--- BEGIN ---
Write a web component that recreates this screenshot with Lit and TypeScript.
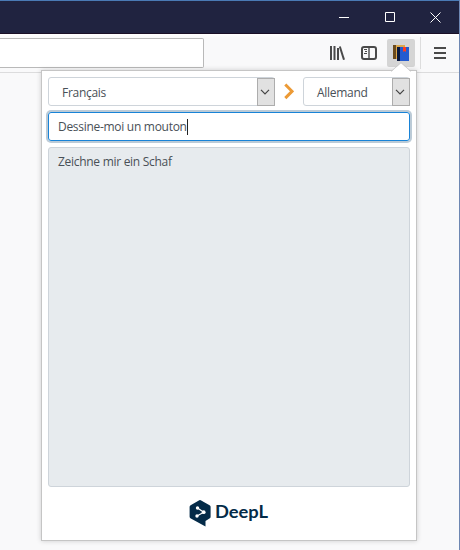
import { LitElement, html, css } from "lit";
import { customElement, property } from "lit/decorators.js";

@customElement("lang-select")
class LangSelect extends LitElement {
  @property() label = "";
  static styles = css`
    :host { display: block; }
    .box { display: flex; box-sizing: border-box; height: 29px; border: 1px solid #ced4da; border-radius: 3px; background: #fff; }
    .text { flex: 1; padding-left: 13px; line-height: 29px; white-space: nowrap; }
    .drop { box-sizing: border-box; width: 18px; height: 28px; margin: 0 -1px 0 0; padding-right: 2px; border: 1px solid #adadad; background: #e1e1e1; display: flex; align-items: center; justify-content: center; }
    svg { display: block; flex: none; }
  `;
  render() {
    return html`<div class="box"><span class="text">${this.label}</span>
      <span class="drop"><svg width="10" height="6" viewBox="0 0 10 6"><path d="M1 .8 5 4.8 9 .8" fill="none" stroke="#444" stroke-width="1.2"/></svg></span></div>`;
  }
}

@customElement("app-root")
class AppRoot extends LitElement {
  static styles = css`
    :host { display: block; position: relative; width: 460px; height: 550px; overflow: hidden; background: #f9f9fa;
      font: 12px "Open Sans", "Noto Sans", sans-serif; letter-spacing: -0.29px; color: #495057; }
    svg { display: block; }
    .window { box-sizing: border-box; height: 550px; border-right: 1px solid #6e87b2; }
    .title { box-sizing: border-box; height: 34px; border-top: 1px solid #4a7ab5; border-bottom: 1px solid #1a0f26; background: #202340; display: flex; justify-content: flex-end; }
    .control { width: 46px; height: 32px; display: flex; align-items: center; justify-content: center; }
    .close { position: relative; left: -0.5px; }
    .bar { box-sizing: border-box; height: 39px; border-bottom: 1px solid #dcdcdd; background: linear-gradient(#fff, #f9f9fa 4px); display: flex; align-items: flex-start; padding-top: 4px; }
    .url { box-sizing: border-box; width: 204px; height: 30px; border: 1px solid #b9b9b9; border-left: 0; border-radius: 0 2px 2px 0; background: #fff; margin-right: 119px; }
    .tool { width: 28px; height: 28px; margin-top: 1px; border-radius: 2px; display: flex; align-items: center; justify-content: center; }
    .tool + .tool { margin-left: 4px; }
    .active { background: #d5d5d5; }
    .rule { width: 1px; height: 32px; background: #ddd; margin: -1px 5px 0; }
    .popup { box-sizing: border-box; position: absolute; left: 41px; top: 70px; width: 376px; height: 471px; padding: 6px;
      border: 1px solid #c5c5c5; background: #fff; box-shadow: 0 0 5px rgba(0,0,0,.18); display: flex; flex-direction: column; }
    .arrow { position: absolute; left: 349px; top: -9px; }
    .row { display: flex; align-items: center; height: 29px; }
    .from { width: 227px; }
    .to { width: 107px; }
    .chevron { width: 28px; display: flex; justify-content: center; }
    .source { box-sizing: border-box; height: 29px; margin-top: 6px; padding-left: 9px; border: 1px solid #1883d7; border-radius: 3px; box-shadow: 0 0 0 2px #bccbd7; display: flex; align-items: center; white-space: nowrap; }
    .caret { width: 1px; height: 16px; background: #222; }
    .result { box-sizing: border-box; height: 340px; margin-top: 6px; padding: 6px 9px; border: 1px solid #ced4da; border-radius: 3px; background: #e7ebee; line-height: 16px; }
    .brand { display: flex; justify-content: center; padding-top: 12px; }
    .name { font: 700 16.5px Lato, sans-serif; letter-spacing: 0; fill: #042b48; }
  `;
  render() {
    return html`
      <div class="window">
        <div class="title">
          <span class="control"><svg width="12" height="11"><path d="M1 5.5h10" stroke="#fff"/></svg></span>
          <span class="control"><svg width="10" height="10"><path d="M.5.5h9v9h-9z" fill="none" stroke="#fff"/></svg></span>
          <span class="control close"><svg width="11" height="11"><path d="m.5.5 10 10m0-10-10 10" stroke="#fff"/></svg></span>
        </div>
        <div class="bar">
          <div class="url"></div>
          <span class="tool"><svg width="16" height="16" fill="none" stroke="#4a4a4a"><path d="M2 1v14M5.5 1v14M9 3v12" stroke-width="2"/><path d="m10.8 1.5 4.2 13.3" stroke-width="2"/></svg></span>
          <span class="tool"><svg width="16" height="16" fill="none" stroke="#4a4a4a"><rect x="1" y="2" width="14" height="12" rx="2" stroke-width="2"/><path d="M8 2v12" stroke-width="1.4"/><path d="M3 4.5h3M4 6.5h2M3 8.5h3"/></svg></span>
          <span class="tool active"><svg width="16" height="16"><path d="M0 0h12v14H0z" fill="#dda94d"/><path d="M0 0h3v14H0z" fill="#6b4a1c"/><path d="M4 2h12v14H4z" fill="#245bd0"/><path d="M4 2h3v14H4z" fill="#08183f"/><path d="M10 2h3v5l-1.5-1L10 7z" fill="#ff3b20"/></svg></span>
          <span class="rule"></span>
          <span class="tool"><svg width="12" height="12"><path d="M0 1h12M0 6h12M0 11h12" stroke="#4a4a4a" stroke-width="2"/></svg></span>
        </div>
      </div>
      <div class="popup">
        <svg class="arrow" width="20" height="10"><path d="M0 10 10 1l10 9" fill="#fff"/><path d="M0 9.5 10 .7l10 8.8" fill="none" stroke="#c5c5c5" stroke-width=".8"/></svg>
        <div class="row">
          <lang-select class="from" label="Français"></lang-select>
          <span class="chevron"><svg width="10" height="18"><path d="m1.3 1.5 6.7 6.8-6.7 6.8" fill="none" stroke="#ec9a35" stroke-width="3"/></svg></span>
          <lang-select class="to" label="Allemand"></lang-select>
        </div>
        <div class="source"><span>Dessine-moi un mouton</span><i class="caret"></i></div>
        <div class="result">Zeichne mir ein Schaf</div>
        <div class="brand">
          <svg width="80" height="28"><path d="M1.6 6.2 10.3 1.2q.7-.4 1.4 0L20.6 6.2q1 .6 1 1.6v9.9q0 1-.8 1.5L16.5 22v5.5L1.4 19.2Q.6 18.7.6 17.8V7.7q0-.9 1-1.5z" fill="#042b48"/>
            <path d="m8.5 9 6.2 4.2L8 17" fill="none" stroke="#fff" stroke-width="1.2"/><g fill="#fff"><circle cx="8.5" cy="9" r="1.7"/><circle cx="14.7" cy="13.2" r="1.9"/><circle cx="8" cy="17" r="1.7"/></g>
            <text class="name" x="26" y="19" textLength="53" lengthAdjust="spacingAndGlyphs">DeepL</text></svg>
        </div>
      </div>`;
  }
}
--- END ---
Where a line holds "this", copy that line.

Response below:
Write a web component that recreates this screenshot with Lit and TypeScript.
    return html`<div class="box"><span class="text">${this.label}</span>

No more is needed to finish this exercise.